Cartoons were the staple diet of kids TV for so long. They still are now, but while before they were once only for the kiddies, now us grown ups are getting cartoons of our own. And no, not that kind, get your mind out of the gutter.
It's not completely sudden though. For Japanese audiences, animation has for years been the hub for some of their biggest, bravest and most controversial work. But while anime has tended to lean towards the serious and philosophical, western animation has been straight for the funny bone.
As with many things we know and love about modern TV, this was mostly down to The Simpsons. While a family show, it boasted writers such as Conan O'Brien and was aimed to get not just the kids, but everyone in the family. Even if that meant a bit of the ruder stuff for mum and dad every now and again.

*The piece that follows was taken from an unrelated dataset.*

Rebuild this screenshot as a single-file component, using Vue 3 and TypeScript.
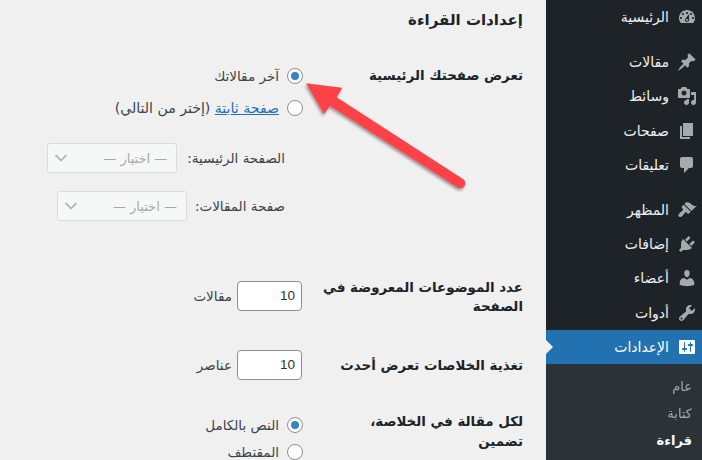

That torch was taken up by Mike Judge, hopping on the MTV bandwagon with a little toon about a couple of losers called Beavis and Butthead. He then spearheaded the long running King of The Hill, a show about a middle-management Texan that simply just happened to be animated. Simply a drawn sitcom, King of The Hill managed to run quite happily for a decade until getting the axe eventually.
That slight grip on reality was soon to go though, thanks to South Park. Dreamed up by duo Trey Parker and Matt Stone and crudely animated as a love letter to Monty Python's cartoon interludes, this show follows the foul adventures of the four young boys in a small mountain town.
Well, that's how it started anyway, but the show has made the most of it's basic animation, taking the four boys from the depths of hell to space via a brief jaunt to the middle east to save Santa. South Park has even made being animated a bonus, with an incredibly swift production method making South Park always the first to the cultural or satirical punch.
Having opened the door, Seth Macfarlane and his team of writers positively jumped through it. In 2003 he launched Family Guy, a show dripping in bizzare pop culture references that split audiences like a marmite sandwich. Soon after American Dad and later The Cleveland Show followed from the Macfarlane brain trust, offering their own strands of bizarre humour. While the show's quality has dipped over the last couple of years, there is no underplaying of the impact Macfarlane has made, with the show has always been a forefront of controversy.
Those are the trademarks of animated comedy. Craziness and pushing barriers. Over the last few years, there has been an explosion of cartoons hoping to hop on this exact same market ranging from the incomprehensible insanity that is Aqua Teen Hunger Force to the giddily silly Harvey Birdman: Attorney Of Law.
The best and brightest of the new crowd though is undoubtedly Archer. Focused on the world's worst secret agency and their misogynist, drunken lead agent, Archer is easily one of comedey's brightest stars. Hilarious, ridiculous and never afraid to push the boundaries in every way it can, Archer is leading the cartoon charge.
These show's constant ability to surprise and innovate are an absolute stark contrast to the world of the steady sitcom. But animation's not just taking on the laws of sense and decency, with both the return of Futurama and the highly underrated Bobs Burgers offering those with weaker stomachs a properly good time.
While the UK's wrestled with the ideas of using cartoons of comedy, the frankly disturbing Monkey Dust being the most high profile attempt using traditional animation, the fantastic tales of Wallace and Gromit and the brilliant Mongrels have used alternative ways to make jokes without a real face over on screen.
Although still a growing genre, the adult animated comedy is showing more than enough creativity, guile and success to prove that it's not just a quick fad and something a whole lot more of us should be jumping on board with.